El asesinato del poeta quedó impune. Sólo el pueblo, del que Javier Heraud fue baluarte defensor, le rindió homenajes a través de sus instituciones: la Universidad de San Marcos, le concedió de manera póstuma, por su libro “Estación Reunida”, el premio de los Juegos Florales. El malogrado poeta obtuvo así un reconocimiento más a su obra poética. La Asociación Nacional de Escritores y Artistas también le rindió tributo en un recital donde participaron poetas de varias generaciones. Del mismo modo, recibió sendos homenajes de las organizaciones vecinales, de Frentes campesinos y obreros. Y en las calles de Miraflores que lo vio crecer, de Puerto Maldonado que lo vio morir, y en todas las calles del Perú, su nombre se propagó raudamente como el viento. Y así nació el mito de aquel joven y osado poeta que dijo: “Yo no me río de la muerte / sucede simplemente que no tengo miedo de morir entre árboles y pájaros.”

El cuerpo acribillado del poeta guerrero fue enterrado en el cementerio “Los Pioneros” de Puerto Maldonado, donde permaneció sepultado, igualmente entre árboles y pájaros durante 45 años. En mayo de 2008 sus restos fueron extraídos de aquella vieja tumba y trasladados al cementerio Jardines de la Paz, en La Molina. Cecilia Heraud, ferviente difusora del legado literario de su hermano, hizo cumplir el deseo materno. Y en este camposanto, en un nicho familiar, junto a su padre, descansa Javier Heraud una de las voces más realistas de la poesía peruana del siglo XX, que reclamaba concreción de hechos a partir de la fusión de palabra y acción.

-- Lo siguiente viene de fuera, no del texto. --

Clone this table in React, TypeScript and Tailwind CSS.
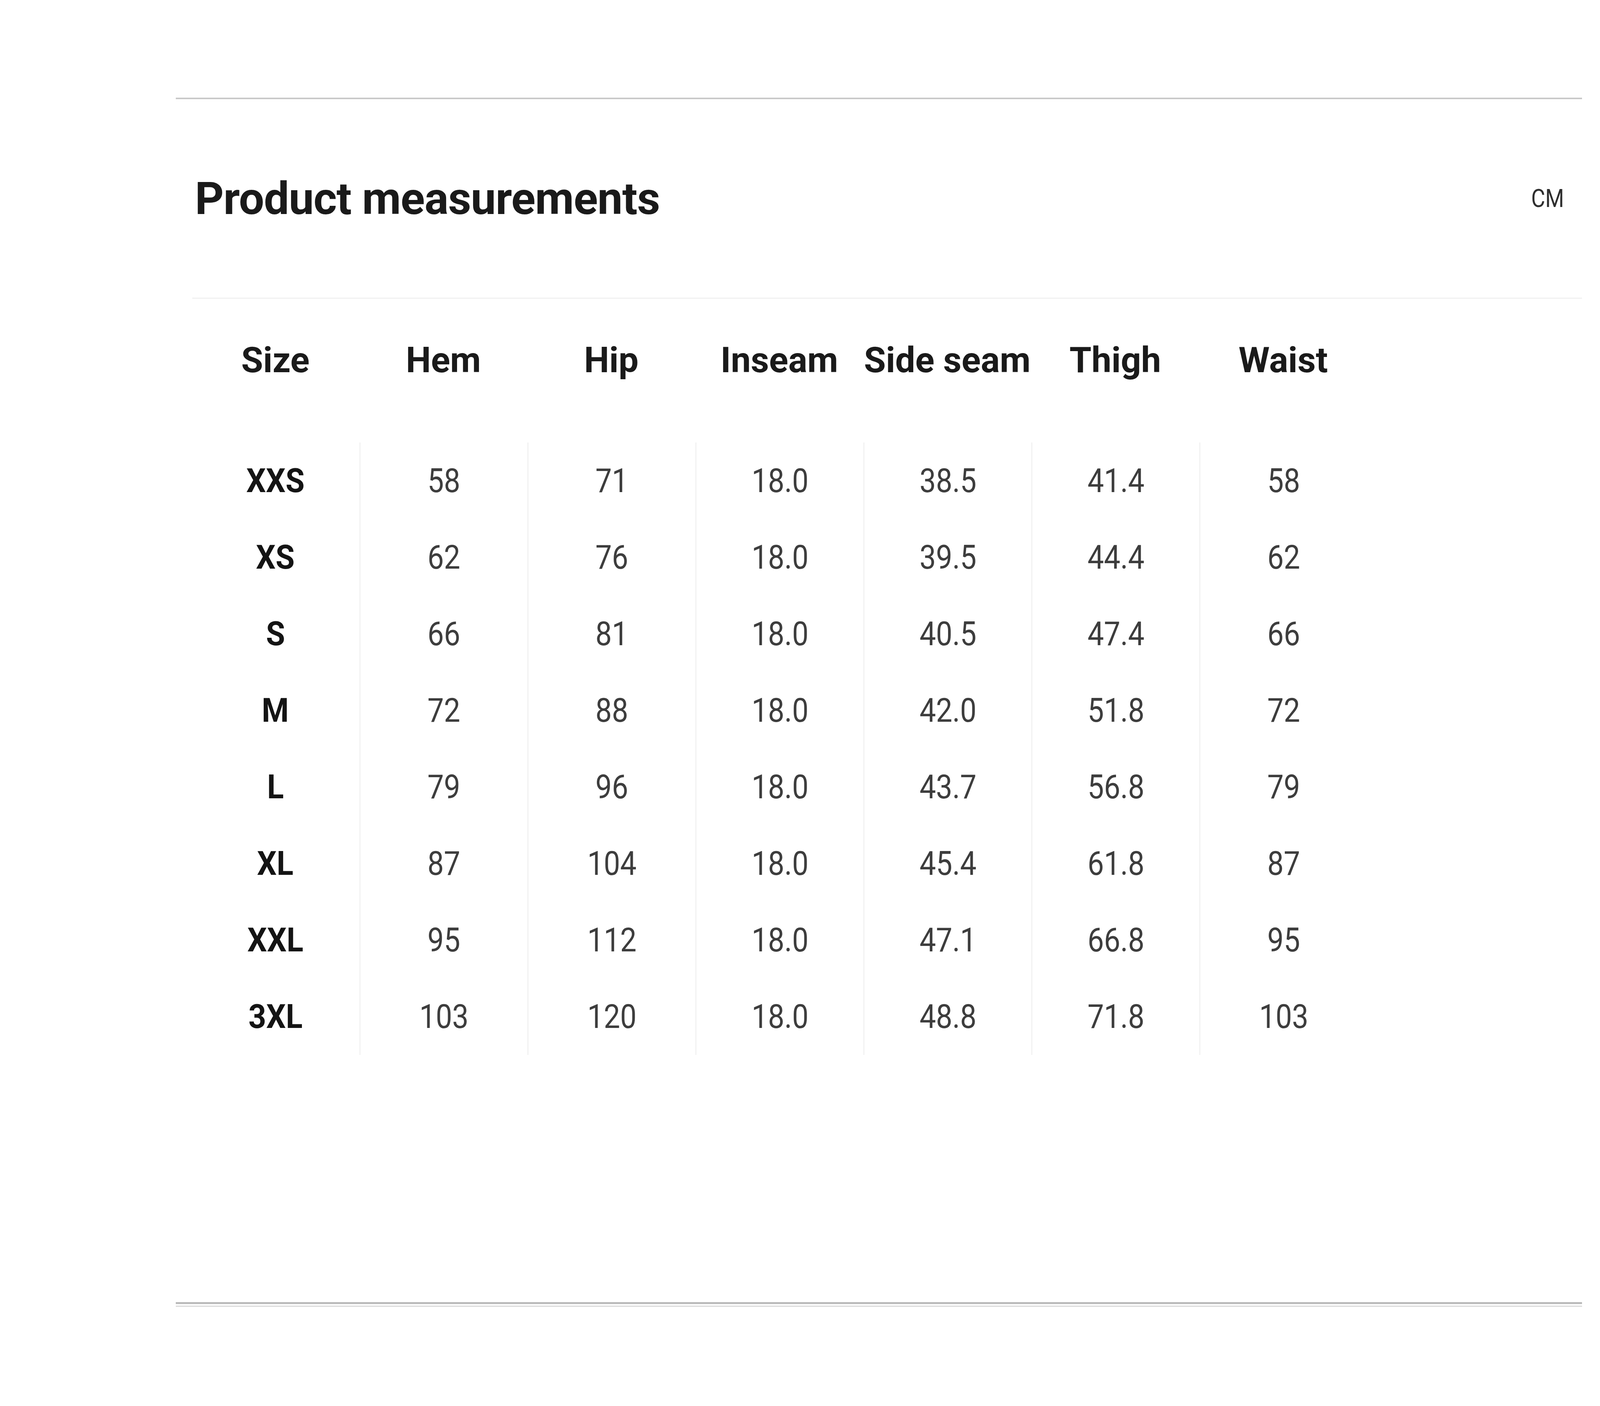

Javier Heraud es un paradigma, ejemplo de entrega absoluta por lo que consideró digno de luchar. Nadie más que él, con toda su energía juvenil, quiso acercarse a sus ideales, y saltó hacia él, con la fuerza que lo apasionaba se lanzó, intrépido, al vacío etéreo del que ya no se regresa, salvo con el espíritu. Javier Heraud se fue, pero volvió pronto, para seguir viviendo entre nosotros, convertido ya en símbolo imperecedero de moral revolucionaria y mito entrañable de la poesía peruana.